Wizards gain a few additional advantages with their familiars. First, any spell the wizard cast upon themselves (Blur, Iron Flesh, Fireproofing, etc.) also affects the familiar. An extension of that is any sensory magic (Mage Sight, Dark Vision) is also applied to the familiar, allowing the wizard to use the heightened perception through the familiar. Note that the master does not literally see through their familiar’s eyes, but gains an empathic understanding of what the familiar sees. The smarter the familiar the more complete the vision is. Finally, the wizard can use their familiar’s ST to power their own magic. The wizard may not drain a familiar to 0 or lower, and a wizard that abuses this ability might find themselves abandoned by their own familiars.

If a familiar dies, the master must wait at least one month before calling another. A full night must be spent in quiet contemplation before a new creature answer the summons. This does not cost the character XP, but any advancements the previous familiar had are lost.

Bigger Buddies

Perhaps your wizard is looking for something a little bigger than an owl, or your hero wants a companion that can pull their own weight in a fight. At the GMs discretion, larger animals can be used as familiars

Small creatures (2) such as a dog, large cat, or a sizable snake can be bound as familiars. They would have ST8/DX12/IQ6/MA12 if a typical quadruped, or by animal type. They usually do 1d damage.

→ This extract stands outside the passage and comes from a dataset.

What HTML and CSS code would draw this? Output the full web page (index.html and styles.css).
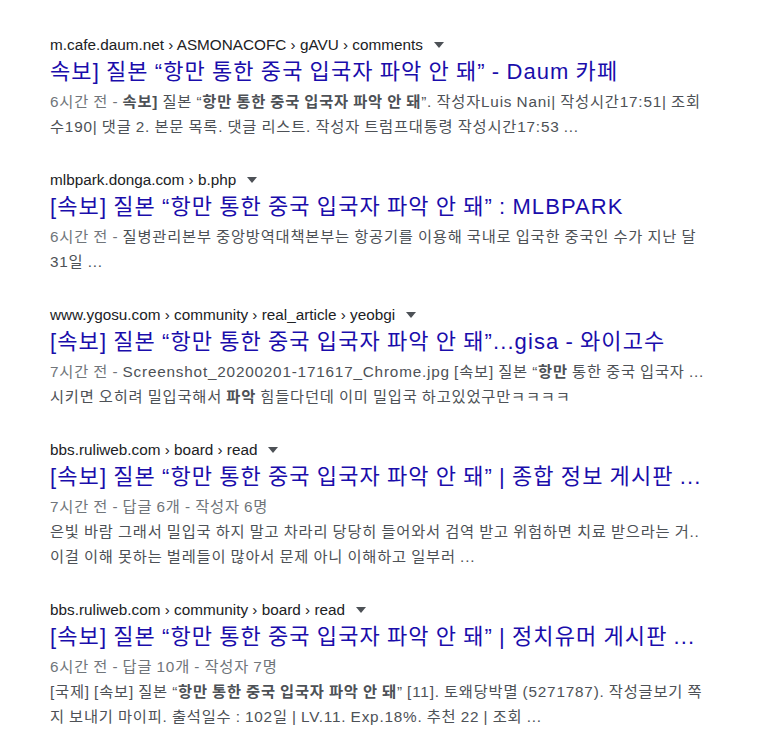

1-hex creatures (4) like a wolf, jaguar, or a giant spider would have ST12/DX12/IQ6/MA12 and armor of 1 or 2. They usually do 1d+3 in combat. If a figure chooses to have an unintelligent creature like an insect (or a slime) they do exactly what they are told but have very limited ability to act independently outside of instinct.

2-hex creatures (8) like a bear, horse, or giant lizard may rarely be bound as familiars. They have a base ST24/DX12/IQ6/MA by type, and defense of 1 or 2 hits. They can do up to 2d hits in combat. These are not merely trained beasts, but boon companions and partners. While it may not be convenient to have them with you at all times, they will become restless (as will all familiars) if separated from their masters for any length of time.

Demonic Assistance

It may also be possible for a figure to be bound to a familiar from beyond our normal world. These creatures are more powerful than a mere magical pet, but have their own drives and agenda. Whether obtained by bargain or trickery, a demonic (or elemental or even angelic) familiar will only aid its master when it feels it has something to gain. A contest of IQ might be needed to decide if the familiar follows its master’s orders. A outsider familiar has base ST12/DX12/IQ10/MA12 and may be able to fly or even teleport short distances. The GM should keep a sheet on the familiar and only tell its master what it needs to know. These familiars goals are usually to corrupt the wizard and cause as much mayhem as possible before returning to their hellish homes.

For example, an imp is a common form of demonic familiar. In addition to its base statistics, an imp can teleport within its mega-mehahex at will, and cast invisibility. It also has the stealth talent. This would make an imp an incredible spy, if not for the stench of sulphur it carries with it.


  1. This is really well done — I like the way you’ve handled it overall. Have you playtested this to see what effect it has on the game? I’d be fascinated to hear what results you got, assuming you have!

    • This is one I have not had a chance to test. I am curious how the numbers work out in the players’ hands. I’m pretty sure its not broken, but it might be weird to see high-ST rats and ravens running about.

  2. Getting a Familiar or an Animal Companion is an IQ 10 Talent?
    I’m not sure that is a good idea. Basically any familiar has a magical connection with the magic user. Same goes with animal companions. I just don’t see it being a talent.

    How about they are small spirits that attach themselves to the player character. Taking their physical form from the PCs thoughts/wishes. A spell for a magic user and a magic Item/ scroll for a non-magic user.

    • Fair enough, but wizards would gain far more value from their familiars and hence the extra cost. If the familiar was simply an extension of the thoughts and wishes of the wizard, that could easily be handled with the summoning spells (summon scout in particular) that already exist.

      • This will trivialize familiars. Familiars are magical and animal companions are trained or befriended.
        Unless you are going cartoon like with Scooby Doo type animals companions.